In March 1776 the British abandoned Boston. In June of the same year, they landed an army in New York, which was to be their base of operations against their rebellious subjects. The subjects, meanwhile, had resolved to end their association with the mother country. Their
Declaration of Independence
was drafted by Thomas Jefferson in a Philadelphia tavern. The first man to sign it, in a large, clear hand, was the merchant and Madeira smuggler John Hancock. Other signatories included a maltster, a cooper, a distiller, several smugglers, and numerous cider makers.

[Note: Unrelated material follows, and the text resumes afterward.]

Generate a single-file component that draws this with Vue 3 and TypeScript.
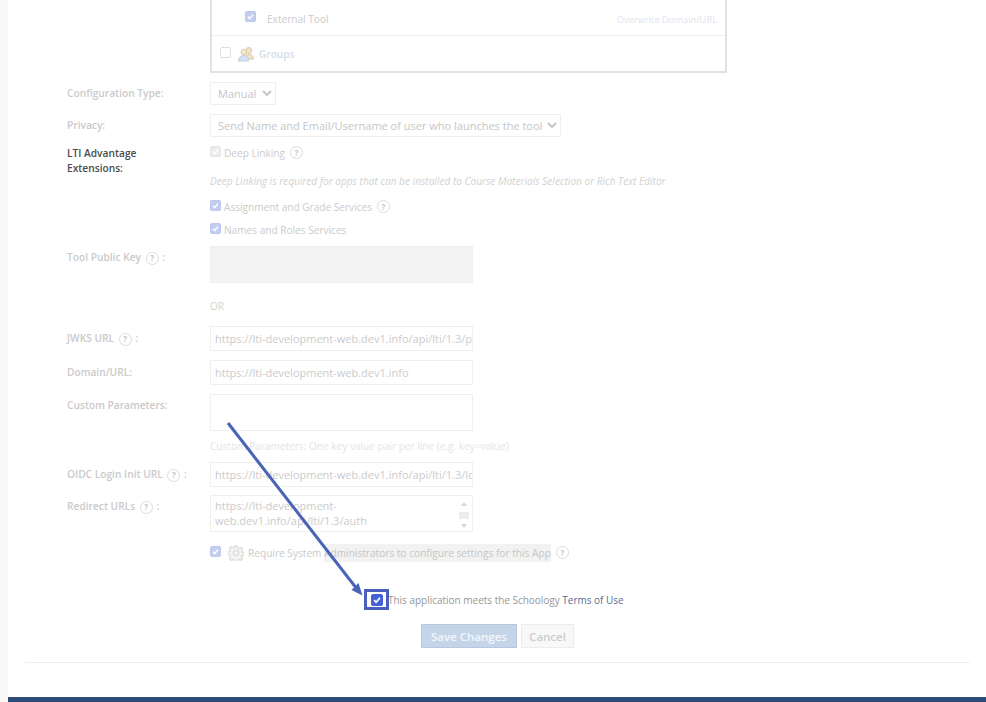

As the war developed, alcohol continued to play its part. Both sides issued drink rations to their troops, and on occasions the overeager consumption of these influenced the outcome of engagements. Washington’s first great victory, at Trenton in 1776 over Hessian mercenaries, was assisted by the drunken condition of his adversaries. At the skirmish of Eutaw Springs, in contrast, the Americans drove a British force from its camp, then paused to consume the rum rations they had captured. The redcoats counterattacked when the Americans had “eaten a toad and a half ” and carried the field. Despite such evidence that alcohol might impair the efficiency of fighting troops, General Washington was convinced it was essential to them. The “benefits arising from the moderate use of strong Liquor have been experienced in all Armies and are not to be disputed,” he counseled Congress in 1777, and recommended that they ignore their prior resolution against distillation and instead erect “Public Distilleries in different States” to ensure security of supply. Four years later he was still of the same opinion: Soldiers needed spirit rations. In 1781, he advised John Hancock, whose business skills had been applied to sourcing provisions and finance for the Continental army, that “wine cannot be distributed [to] the Soldiers instead of Rum, except the quantity is much increased. I very much doubt whether a Gill of rum would not be preferred to a pint of small wine.”